Suppose you'd want an overview of all the countries and their cities. As described in my previous blog entry, this is easily achieved by JOIN-ing the city table to the country table:

SELECT country.country
, city.city
FROM country
JOIN city
ON country.country_id = city.country_id
ORDER BY country.country
, city.city
LIMIT 5
;

(The ORDER BY and LIMIT clauses are there only to allow me to present a small, managable list of data - it has no other bearing).
This query yields the following result:

+----------------+--------+
| country | city |
+----------------+--------+
| Afghanistan | Kabul |
| Algeria | Batna |
| Algeria | Bchar |
| Algeria | Skikda |
| American Samoa | Tafuna |
+----------------+--------+
5 rows in set (0.03 sec)


Now, let's rephrase the requirements just a little bit. What if we want an overview of all countries and a list of all it's cities. It resembles the previous overview in that each country is displayed with all of it's cities; it's just the presentation that is different. Here, the output is required to use a repeating group: the result itself will be a list of countries, and each country in the list will contain a list of cities itself. That's pretty much the definition of a repeating group:

+----------------+----------------------+
| country | cities |
+----------------+----------------------+
| Afghanistan | Kabul |
| Algeria | Batna, Bchar, Skikda |
| American Samoa | Tafuna |
+----------------+----------------------+
3 rows in set (0.03 sec)

As it turns out, it is impossible to solve this with a single SELECT expression in Oracle or MS SQL. How convenient that this is not a problem at all in MySQL:

SELECT country.country
, GROUP_CONCAT(
city.city
ORDER BY city
SEPARATOR ', '
) cities
FROM country country
JOIN city city
ON country.country_id = city.country_id
GROUP BY country.country ASC
LIMIT 3

This query has two extra elements compared to the previous one: the GROUP BY clause and the GROUP_CONCAT() function.

GROUP BY accepts a comma-separated list of expressions. GROUP BY modifies the returned resultset: all rows from the original resultset that have a distinct combination of values in the list of GROUP BY expressions, are bundled (grouped) and returned as one single row in the returned resultset.

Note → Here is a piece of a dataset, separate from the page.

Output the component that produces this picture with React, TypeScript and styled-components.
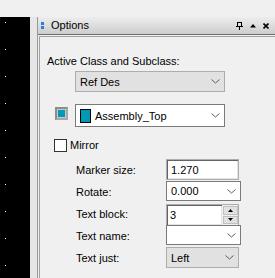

Columns from the original resultset that do not appear in the GROUP BY list ('detail'-columns, as opposed to 'grouping'- or 'summary'-columns) should not be used directly in the SELECT list. That's because for one group in the final resultset, mutliple distinct values may occur in those columns. Because the expressions in the GROUP BY list are returned a single row, the resultset simply doesn't have room to return all of them.

(Most rdbms-es consider it an error to have a column that does not appear in the GROUP BY list in the SELECT list. By default MySQL will accept such a statement. MySQL even returns the correct value too if the column has a unique value within the group. Otherwise, the returned value is undefined. This particular behaviour can be overidden using the ONLY_FULL_GROUP_BY server SQL mode. In that particular mode, MySQL will treat it as an error to have such columns in the SELECT-list too. See the manual for more info on this subject.)

Although the detail values for each group cannot be accessed in the SELECT list directly, they can be processed by an aggregate function, like MIN, MAX, COUNT, SUM. All these functions operate on a group of objects only to return a single scalar value.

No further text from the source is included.